**What the task asks:** Transcribe the material verbatim in full; the pictures do not belong in the copy.

**Supplied material:**
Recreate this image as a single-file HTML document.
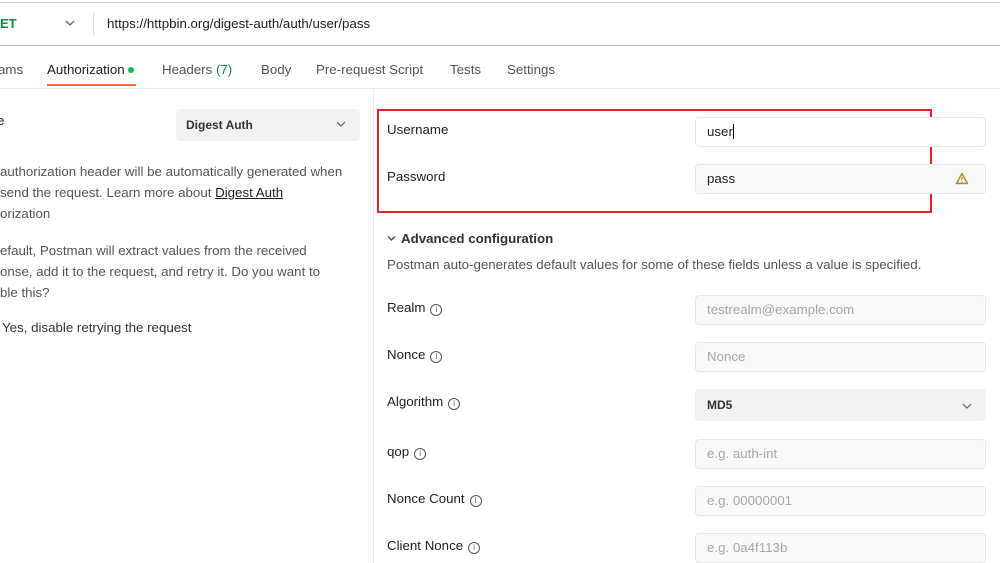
<!DOCTYPE html>
<html><head><meta charset="utf-8"><style>
*{margin:0;padding:0;box-sizing:border-box}
body{width:1000px;height:563px;overflow:hidden;background:#fff;font-family:"Liberation Sans",sans-serif;font-size:13.3px;color:#212121;position:relative}
.a{position:absolute;white-space:nowrap}
.in{position:absolute;left:695px;width:291px;height:30px;border:1px solid #e6e6e6;border-radius:4px;background:#f9f9f9;color:#a6a6a6;padding-left:11px;line-height:28px;font-size:13.3px}
.lbl{position:absolute;left:387px;font-size:13.3px;color:#212121}
.i{display:inline-block;width:12px;height:12px;border:1px solid #555;border-radius:50%;font-size:8px;line-height:10px;text-align:center;margin-left:5px;vertical-align:0px;color:#555}
.g{color:#555}
</style></head><body>
<div class="a" style="left:0;top:2px;width:1000px;height:1px;background:#cfcfcf"></div>
<div class="a" style="left:0;top:16px;font-weight:bold;color:#0b8a43;font-size:13px">ET</div>
<svg class="a" style="left:64px;top:19px" width="12" height="8"><path d="M2 2l4 4 4-4" stroke="#666" fill="none" stroke-width="1.3"/></svg>
<div class="a" style="left:93px;top:13px;width:1px;height:22px;background:#e0e0e0"></div>
<div class="a" style="left:107px;top:16px;color:#212121">https://httpbin.org/digest-auth/auth/user/pass</div>
<div class="a" style="left:0;top:45px;width:1000px;height:1px;background:#bdbdbd"></div>
<div class="a g" style="left:-2px;top:62px">ams</div>
<div class="a" style="left:47px;top:62px;color:#212121">Authorization <span style="display:inline-block;width:6px;height:6px;border-radius:50%;background:#0cbb52;vertical-align:1px"></span></div>
<div class="a" style="left:47px;top:84px;width:89px;height:2px;background:#ff6c37"></div>
<div class="a g" style="left:162px;top:62px">Headers <span style="color:#0b8a43">(7)</span></div>
<div class="a g" style="left:261px;top:62px">Body</div>
<div class="a g" style="left:316px;top:62px">Pre-request Script</div>
<div class="a g" style="left:450px;top:62px">Tests</div>
<div class="a g" style="left:507px;top:62px">Settings</div>
<div class="a" style="left:0;top:88px;width:1000px;height:1px;background:#ececec"></div>
<div class="a" style="left:373px;top:88px;width:1px;height:475px;background:#ececec"></div>
<div class="a" style="left:-3px;top:113px">e</div>
<div class="a" style="left:176px;top:109px;width:184px;height:32px;background:#f2f2f2;border-radius:4px"></div>
<div class="a" style="left:186px;top:118px;font-weight:bold;font-size:12px;color:#333">Digest Auth</div>
<svg class="a" style="left:336px;top:121px" width="10" height="7"><path d="M1 1l4 4 4-4" stroke="#666" fill="none" stroke-width="1.2"/></svg>
<div class="a g" style="left:0;top:161px;line-height:21px">authorization header will be automatically generated when<br>send the request. Learn more about <span style="color:#212121;text-decoration:underline">Digest Auth</span><br>orization</div>
<div class="a g" style="left:0;top:240px;line-height:21px">efault, Postman will extract values from the received<br>onse, add it to the request, and retry it. Do you want to<br>ble this?</div>
<div class="a" style="left:2px;top:320px;color:#333">Yes, disable retrying the request</div>
<div class="a" style="left:377px;top:109px;width:555px;height:104px;border:2px solid #e8202a"></div>
<div class="lbl" style="top:122px">Username</div>
<div class="in" style="top:117px;background:#fff;color:#212121">user<span style="display:inline-block;width:1px;height:15px;background:#000;vertical-align:-3px"></span></div>
<div class="lbl" style="top:169px">Password</div>
<div class="in" style="top:164px;color:#212121">pass</div>
<svg class="a" style="left:955px;top:172px" width="14" height="13"><path d="M7 1.5L1.5 11.5h11z" stroke="#b58a1f" fill="none" stroke-width="1.4" stroke-linejoin="round"/><path d="M7 5v3.3M7 9.5v1" stroke="#b58a1f" stroke-width="1.4"/></svg>
<svg class="a" style="left:387px;top:235px" width="9" height="7"><path d="M1 1.5l3.5 3.5 3.5-3.5" stroke="#444" fill="none" stroke-width="1.3"/></svg>
<div class="a" style="left:401px;top:231px;font-weight:bold;color:#333">Advanced configuration</div>
<div class="a g" style="left:387px;top:257px">Postman auto-generates default values for some of these fields unless a value is specified.</div>
<div class="lbl" style="top:300px">Realm<span class="i">i</span></div>
<div class="in" style="top:295px">testrealm@example.com</div>
<div class="lbl" style="top:347px">Nonce<span class="i">i</span></div>
<div class="in" style="top:342px">Nonce</div>
<div class="lbl" style="top:394px">Algorithm<span class="i">i</span></div>
<div class="in" style="top:389px;height:32px;background:#f2f2f2;border-color:#f2f2f2;color:#333;font-weight:bold;font-size:12px;line-height:30px">MD5</div>
<svg class="a" style="left:962px;top:403px" width="10" height="7"><path d="M1 1l4 4 4-4" stroke="#666" fill="none" stroke-width="1.2"/></svg>
<div class="lbl" style="top:444px">qop<span class="i">i</span></div>
<div class="in" style="top:439px">e.g. auth-int</div>
<div class="lbl" style="top:491px">Nonce Count<span class="i">i</span></div>
<div class="in" style="top:486px">e.g. 00000001</div>
<div class="lbl" style="top:538px">Client Nonce<span class="i">i</span></div>
<div class="in" style="top:533px">e.g. 0a4f113b</div>
</body></html>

**Output below:**
Recreate this image as a single-file HTML document.
<!DOCTYPE html>
<html><head><meta charset="utf-8"><style>
*{margin:0;padding:0;box-sizing:border-box}
body{width:1000px;height:563px;overflow:hidden;background:#fff;font-family:"Liberation Sans",sans-serif;font-size:13.3px;color:#212121;position:relative}
.a{position:absolute;white-space:nowrap}
.in{position:absolute;left:695px;width:291px;height:30px;border:1px solid #e6e6e6;border-radius:4px;background:#f9f9f9;color:#a6a6a6;padding-left:11px;line-height:28px;font-size:13.3px}
.lbl{position:absolute;left:387px;font-size:13.3px;color:#212121}
.i{display:inline-block;width:12px;height:12px;border:1px solid #555;border-radius:50%;font-size:8px;line-height:10px;text-align:center;margin-left:5px;vertical-align:0px;color:#555}
.g{color:#555}
</style></head><body>
<div class="a" style="left:0;top:2px;width:1000px;height:1px;background:#cfcfcf"></div>
<div class="a" style="left:0;top:16px;font-weight:bold;color:#0b8a43;font-size:13px">ET</div>
<svg class="a" style="left:64px;top:19px" width="12" height="8"><path d="M2 2l4 4 4-4" stroke="#666" fill="none" stroke-width="1.3"/></svg>
<div class="a" style="left:93px;top:13px;width:1px;height:22px;background:#e0e0e0"></div>
<div class="a" style="left:107px;top:16px;color:#212121">https://httpbin.org/digest-auth/auth/user/pass</div>
<div class="a" style="left:0;top:45px;width:1000px;height:1px;background:#bdbdbd"></div>
<div class="a g" style="left:-2px;top:62px">ams</div>
<div class="a" style="left:47px;top:62px;color:#212121">Authorization <span style="display:inline-block;width:6px;height:6px;border-radius:50%;background:#0cbb52;vertical-align:1px"></span></div>
<div class="a" style="left:47px;top:84px;width:89px;height:2px;background:#ff6c37"></div>
<div class="a g" style="left:162px;top:62px">Headers <span style="color:#0b8a43">(7)</span></div>
<div class="a g" style="left:261px;top:62px">Body</div>
<div class="a g" style="left:316px;top:62px">Pre-request Script</div>
<div class="a g" style="left:450px;top:62px">Tests</div>
<div class="a g" style="left:507px;top:62px">Settings</div>
<div class="a" style="left:0;top:88px;width:1000px;height:1px;background:#ececec"></div>
<div class="a" style="left:373px;top:88px;width:1px;height:475px;background:#ececec"></div>
<div class="a" style="left:-3px;top:113px">e</div>
<div class="a" style="left:176px;top:109px;width:184px;height:32px;background:#f2f2f2;border-radius:4px"></div>
<div class="a" style="left:186px;top:118px;font-weight:bold;font-size:12px;color:#333">Digest Auth</div>
<svg class="a" style="left:336px;top:121px" width="10" height="7"><path d="M1 1l4 4 4-4" stroke="#666" fill="none" stroke-width="1.2"/></svg>
<div class="a g" style="left:0;top:161px;line-height:21px">authorization header will be automatically generated when<br>send the request. Learn more about <span style="color:#212121;text-decoration:underline">Digest Auth</span><br>orization</div>
<div class="a g" style="left:0;top:240px;line-height:21px">efault, Postman will extract values from the received<br>onse, add it to the request, and retry it. Do you want to<br>ble this?</div>
<div class="a" style="left:2px;top:320px;color:#333">Yes, disable retrying the request</div>
<div class="a" style="left:377px;top:109px;width:555px;height:104px;border:2px solid #e8202a"></div>
<div class="lbl" style="top:122px">Username</div>
<div class="in" style="top:117px;background:#fff;color:#212121">user<span style="display:inline-block;width:1px;height:15px;background:#000;vertical-align:-3px"></span></div>
<div class="lbl" style="top:169px">Password</div>
<div class="in" style="top:164px;color:#212121">pass</div>
<svg class="a" style="left:955px;top:172px" width="14" height="13"><path d="M7 1.5L1.5 11.5h11z" stroke="#b58a1f" fill="none" stroke-width="1.4" stroke-linejoin="round"/><path d="M7 5v3.3M7 9.5v1" stroke="#b58a1f" stroke-width="1.4"/></svg>
<svg class="a" style="left:387px;top:235px" width="9" height="7"><path d="M1 1.5l3.5 3.5 3.5-3.5" stroke="#444" fill="none" stroke-width="1.3"/></svg>
<div class="a" style="left:401px;top:231px;font-weight:bold;color:#333">Advanced configuration</div>
<div class="a g" style="left:387px;top:257px">Postman auto-generates default values for some of these fields unless a value is specified.</div>
<div class="lbl" style="top:300px">Realm<span class="i">i</span></div>
<div class="in" style="top:295px">testrealm@example.com</div>
<div class="lbl" style="top:347px">Nonce<span class="i">i</span></div>
<div class="in" style="top:342px">Nonce</div>
<div class="lbl" style="top:394px">Algorithm<span class="i">i</span></div>
<div class="in" style="top:389px;height:32px;background:#f2f2f2;border-color:#f2f2f2;color:#333;font-weight:bold;font-size:12px;line-height:30px">MD5</div>
<svg class="a" style="left:962px;top:403px" width="10" height="7"><path d="M1 1l4 4 4-4" stroke="#666" fill="none" stroke-width="1.2"/></svg>
<div class="lbl" style="top:444px">qop<span class="i">i</span></div>
<div class="in" style="top:439px">e.g. auth-int</div>
<div class="lbl" style="top:491px">Nonce Count<span class="i">i</span></div>
<div class="in" style="top:486px">e.g. 00000001</div>
<div class="lbl" style="top:538px">Client Nonce<span class="i">i</span></div>
<div class="in" style="top:533px">e.g. 0a4f113b</div>
</body></html>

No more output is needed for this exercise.